6.2 Furthermore, the Sole Panelist considers also by entering into the above-mentioned Service Agreement, the Respondent agreed and warranted that neither the registration of its domain name nor the manner in which it may intend to use such domain name will directly or indirectly infringe the legal rights of a third party, and that in order to resolve a dispute under the Policy, the Respondent’s domain name registration services may be suspended, cancelled or transferred.
6.3 The Sole Panelist also considers it particularly essential for dispute resolution proceedings that the fundamental due process requirements be met. Such requirements include that Respondent have being given adequate notice of proceedings initiated against them; that the parties may have a fair and reasonable opportunity to respond, exercise their rights and present their respective cases; that the parties be notified of the appointment of this Sole Panelist; and, that both parties be treated equally in these administrative proceedings.

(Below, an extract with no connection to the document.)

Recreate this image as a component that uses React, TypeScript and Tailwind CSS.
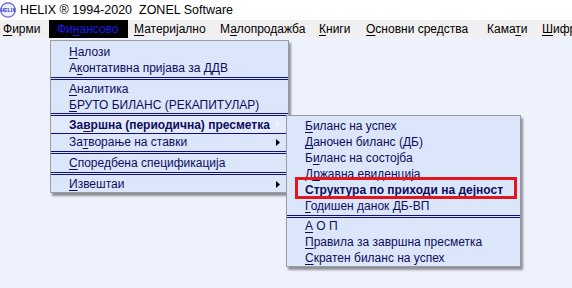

6.4 In the case subject matter of this proceeding, the Sole Panelist is satisfied with the manner in which these proceedings have been carried out, complying with such elemental due diligence requirements, and particularly contemplating the notification of the filing of the Complaint and the initiation of these proceedings, giving the Respondent a right to respond.
6.5 Paragraph 15(a) of the Rules instructs the Panel as to the principles the Panel is to use for determining the dispute: "A Panel shall decide a complaint on the basis of the statements and documents submitted in accordance with the Policy, these Rules, and any rules and principles of law it deems applicable."

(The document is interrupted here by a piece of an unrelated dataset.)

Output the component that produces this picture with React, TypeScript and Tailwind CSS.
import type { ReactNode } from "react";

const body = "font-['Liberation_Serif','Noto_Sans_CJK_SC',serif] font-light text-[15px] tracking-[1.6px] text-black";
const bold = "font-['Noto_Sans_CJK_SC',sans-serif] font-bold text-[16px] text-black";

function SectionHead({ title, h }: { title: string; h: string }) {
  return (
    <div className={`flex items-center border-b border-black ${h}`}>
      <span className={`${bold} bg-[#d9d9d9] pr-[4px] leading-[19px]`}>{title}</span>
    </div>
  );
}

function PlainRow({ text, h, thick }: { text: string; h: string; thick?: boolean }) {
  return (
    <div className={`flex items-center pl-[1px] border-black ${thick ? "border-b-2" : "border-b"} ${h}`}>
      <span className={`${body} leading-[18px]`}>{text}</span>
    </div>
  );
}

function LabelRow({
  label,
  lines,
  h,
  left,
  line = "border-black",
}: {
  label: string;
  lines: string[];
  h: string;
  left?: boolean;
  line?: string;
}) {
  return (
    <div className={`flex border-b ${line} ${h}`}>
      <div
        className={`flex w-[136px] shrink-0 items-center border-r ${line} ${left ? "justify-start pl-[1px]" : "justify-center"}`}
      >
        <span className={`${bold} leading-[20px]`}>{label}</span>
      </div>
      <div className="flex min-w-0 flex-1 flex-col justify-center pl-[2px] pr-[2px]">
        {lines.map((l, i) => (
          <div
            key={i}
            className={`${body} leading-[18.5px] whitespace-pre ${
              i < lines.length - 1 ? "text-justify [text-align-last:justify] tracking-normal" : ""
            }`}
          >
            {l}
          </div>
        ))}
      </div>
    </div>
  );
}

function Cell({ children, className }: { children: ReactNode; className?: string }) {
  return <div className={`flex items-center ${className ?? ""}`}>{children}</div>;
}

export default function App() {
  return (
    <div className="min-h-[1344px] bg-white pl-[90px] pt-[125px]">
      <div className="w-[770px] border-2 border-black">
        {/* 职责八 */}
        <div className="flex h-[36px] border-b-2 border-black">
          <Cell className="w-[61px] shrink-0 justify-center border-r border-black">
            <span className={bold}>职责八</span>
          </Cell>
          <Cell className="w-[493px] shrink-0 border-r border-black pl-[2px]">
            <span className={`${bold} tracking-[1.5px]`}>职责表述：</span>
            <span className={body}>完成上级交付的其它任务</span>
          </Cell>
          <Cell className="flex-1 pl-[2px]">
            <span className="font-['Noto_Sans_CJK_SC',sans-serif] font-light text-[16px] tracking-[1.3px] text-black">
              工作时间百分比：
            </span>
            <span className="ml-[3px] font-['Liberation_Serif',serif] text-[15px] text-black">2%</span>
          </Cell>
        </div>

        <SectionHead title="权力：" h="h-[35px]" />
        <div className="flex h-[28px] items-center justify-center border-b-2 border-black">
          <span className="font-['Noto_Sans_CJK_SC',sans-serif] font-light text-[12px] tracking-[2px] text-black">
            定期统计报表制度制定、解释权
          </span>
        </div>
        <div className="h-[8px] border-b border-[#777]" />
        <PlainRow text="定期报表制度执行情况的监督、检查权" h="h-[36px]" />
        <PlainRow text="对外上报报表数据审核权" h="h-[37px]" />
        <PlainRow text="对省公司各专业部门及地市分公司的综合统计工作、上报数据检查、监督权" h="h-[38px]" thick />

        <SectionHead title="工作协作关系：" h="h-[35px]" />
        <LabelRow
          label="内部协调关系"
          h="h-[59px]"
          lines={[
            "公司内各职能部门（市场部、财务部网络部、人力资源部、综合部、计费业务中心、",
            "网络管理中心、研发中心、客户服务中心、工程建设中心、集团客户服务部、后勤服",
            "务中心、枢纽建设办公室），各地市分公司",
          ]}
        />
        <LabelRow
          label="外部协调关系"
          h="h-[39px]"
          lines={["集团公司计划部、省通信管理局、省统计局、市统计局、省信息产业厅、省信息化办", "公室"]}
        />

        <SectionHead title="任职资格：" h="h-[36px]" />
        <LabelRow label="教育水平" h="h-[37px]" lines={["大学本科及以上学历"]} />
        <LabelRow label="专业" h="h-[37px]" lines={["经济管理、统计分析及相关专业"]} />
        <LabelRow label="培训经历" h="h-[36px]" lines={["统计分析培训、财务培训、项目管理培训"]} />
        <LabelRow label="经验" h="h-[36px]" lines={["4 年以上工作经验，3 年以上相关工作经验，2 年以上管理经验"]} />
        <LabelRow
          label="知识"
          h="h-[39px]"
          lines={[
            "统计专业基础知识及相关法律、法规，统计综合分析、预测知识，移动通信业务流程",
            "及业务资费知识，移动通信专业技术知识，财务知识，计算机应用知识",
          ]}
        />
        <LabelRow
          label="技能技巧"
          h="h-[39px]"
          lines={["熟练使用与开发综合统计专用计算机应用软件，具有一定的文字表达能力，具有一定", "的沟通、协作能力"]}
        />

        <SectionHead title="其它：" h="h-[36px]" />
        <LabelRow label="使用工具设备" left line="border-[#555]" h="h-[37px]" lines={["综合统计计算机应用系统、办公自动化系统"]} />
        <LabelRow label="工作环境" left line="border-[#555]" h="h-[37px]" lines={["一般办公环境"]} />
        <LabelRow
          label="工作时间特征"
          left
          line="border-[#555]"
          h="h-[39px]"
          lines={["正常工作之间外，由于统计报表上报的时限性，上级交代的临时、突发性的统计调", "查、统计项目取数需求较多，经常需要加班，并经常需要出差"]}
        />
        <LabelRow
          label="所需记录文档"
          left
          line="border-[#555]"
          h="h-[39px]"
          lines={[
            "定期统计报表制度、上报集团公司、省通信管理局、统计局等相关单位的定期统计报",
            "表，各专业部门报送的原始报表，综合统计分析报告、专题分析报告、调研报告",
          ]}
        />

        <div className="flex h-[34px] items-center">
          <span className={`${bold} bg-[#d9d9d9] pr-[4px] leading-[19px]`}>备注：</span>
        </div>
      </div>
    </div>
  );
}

6.6 Paragraph 4(a) of the Policy directs that the Complainant must prove each of the following:
(1) that the domain name registered by the Respondent is identical or confusingly similar to a trademark or service mark in which the Complainant has rights; and
(2) that the Respondent has no legitimate interests with respect to the domain name; and
(3) that the domain name has been registered and used in bad faith.

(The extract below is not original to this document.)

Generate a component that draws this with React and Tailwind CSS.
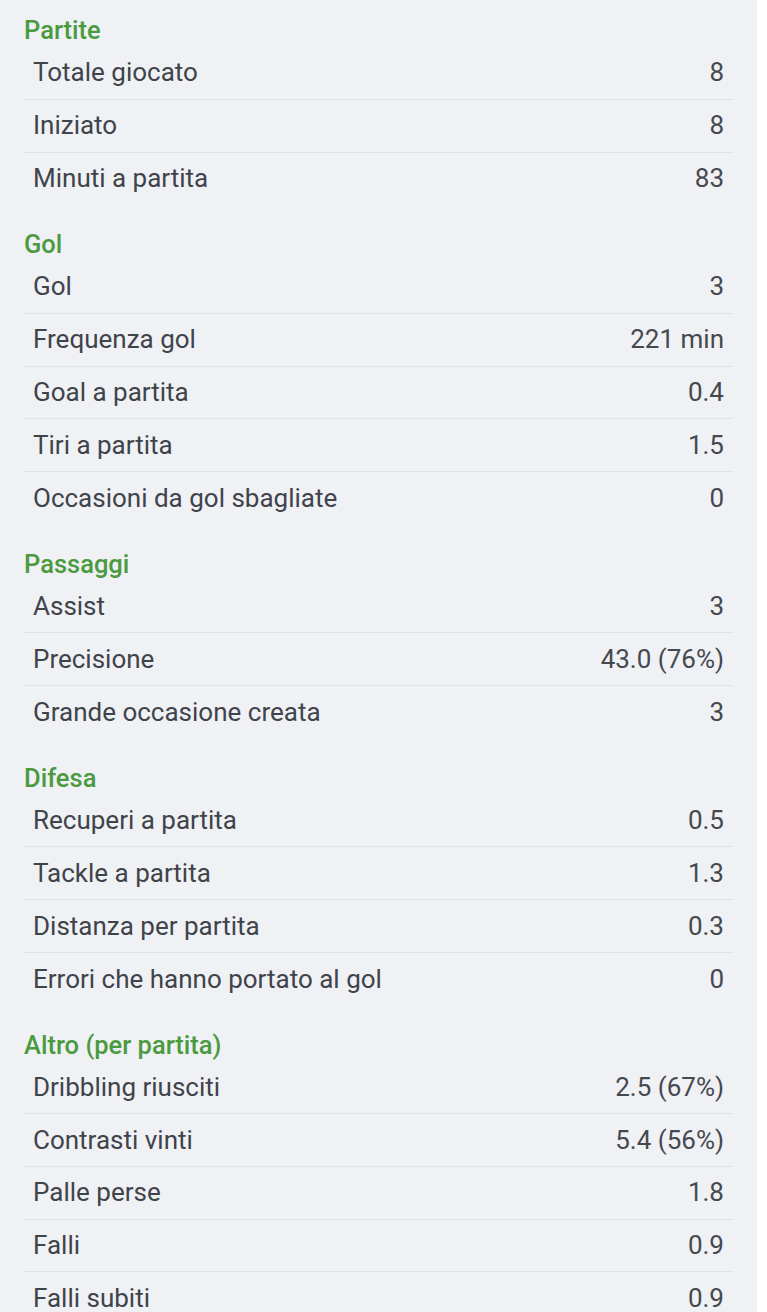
import React from "react";

const sections = [
  {
    title: "Partite",
    rows: [
      ["Totale giocato", "8"],
      ["Iniziato", "8"],
      ["Minuti a partita", "83"],
    ],
  },
  {
    title: "Gol",
    rows: [
      ["Gol", "3"],
      ["Frequenza gol", "221 min"],
      ["Goal a partita", "0.4"],
      ["Tiri a partita", "1.5"],
      ["Occasioni da gol sbagliate", "0"],
    ],
  },
  {
    title: "Passaggi",
    rows: [
      ["Assist", "3"],
      ["Precisione", "43.0 (76%)"],
      ["Grande occasione creata", "3"],
    ],
  },
  {
    title: "Difesa",
    rows: [
      ["Recuperi a partita", "0.5"],
      ["Tackle a partita", "1.3"],
      ["Distanza per partita", "0.3"],
      ["Errori che hanno portato al gol", "0"],
    ],
  },
  {
    title: "Altro (per partita)",
    rows: [
      ["Dribbling riusciti", "2.5 (67%)"],
      ["Contrasti vinti", "5.4 (56%)"],
      ["Palle perse", "1.8"],
      ["Falli", "0.9"],
      ["Falli subiti", "0.9"],
    ],
  },
];

export default function App() {
  return (
    <div className="min-h-screen bg-white font-['Roboto',sans-serif]">
      <div className="w-[757px] h-[1312px] overflow-hidden bg-[#eff1f5] px-[24px] pt-[14px]">
        {sections.map((s, si) => (
          <div key={s.title} className={si === 0 ? "" : "mt-[22.8px]"}>
            <div className="h-[33px] flex items-center text-[25.5px] font-medium text-[#4b9a3f]">
              {s.title}
            </div>
            {s.rows.map(([label, val], i) => (
              <div
                key={label}
                className={`h-[52.75px] flex items-center justify-between pl-[9px] pr-[9px] text-[26px] text-[#3f434a] ${
                  i < s.rows.length - 1 ? "border-b border-[#dfe2e7]" : ""
                }`}
              >
                <span>{label}</span>
                <span className="text-[#45494f]">{val}</span>
              </div>
            ))}
          </div>
        ))}
      </div>
    </div>
  );
}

6.7 Although Respondent has failed to file a Response or to contest the Complainant’s assertions, the Sole Panelist will review the evidence proffered by Complainant to verify that the essential elements of the claims are met.
6.8 Due to said default by the Respondent, the Sole Panelist is directed to decide this administrative proceeding on the basis of the Complaint, as provided by paragraph 14(a) of the Uniform Rules. Therefore, certain factual conclusions may be drawn by the Sole Panelist on the basis of Complainant’s undisputed representations and the Respondent default (Uniform Rules 14(b)).
6.9 Identity or Confusing Similarity
6.9.1 Complainant contends that it has several registrations of the Cable Magico Marks, the earliest dated August 29, 1996. Complainant further contends that the Domain Name is identical with and confusingly similar to the Cable Magico Marks pursuant to Policy paragraph 4(a)(i), and that Respondent has misappropriated the terms Cable Magico, entirely, as the dominant portion of the Domain Name.
6.9.2 Respondent has not contested the assertions by Complainant that it has valid registrations of the Cable Magico Marks. Therefore, the Sole Panelist finds, for the purpose of this proceeding, that Complainant has enforceable rights in the Cable Magico Marks, since August 1996.
6.9.3 The fact that the Cable Magico Marks are not trademarks registered in the United States but in Peru, is irrelevant for the purposes of paragraph 4(a)(i) of the Policy, since it only requires for the domain name to be similar or confusingly similar to a trademark over which the Complainant has rights.
6.9.4 The Sole Panelist notes that the Domain Name was registered by Respondent in November 2000. Therefore, the Sole Panelist determines that Complainant’s rights over the words "cable magico" arose before Respondent’s registration of the Domain Name.
6.9.5 Further, Respondent does not dispute that Domain Name is identical or confusingly similar to the Cable Magico Marks in which the Complainant has rights.
6.9.6 The Sole Panelist notes that the entirety of the word group "cable magico" is included in the Domain Name, the only differences being that the Domain Name eliminates the spaces between the two words and that it employs lower case letters. As previous panels had resolved in the past , the Sole Panelist concludes that, considering that domain names are not case sensitive, and that the elimination of spaces is a technical requirement and common practice when registering a domain name, the use of the lower letter format in the Domain Name and the elimination of spaces between the two words, is irrelevant when comparing the similarities among the Domain Name and the Cable Magico Marks.
6.9.7 Therefore, the Sole Panelist finds that the Domain Name is confusingly similar to the Cable Magico Marks, pursuant to the Policy, paragraph 4(a)(i).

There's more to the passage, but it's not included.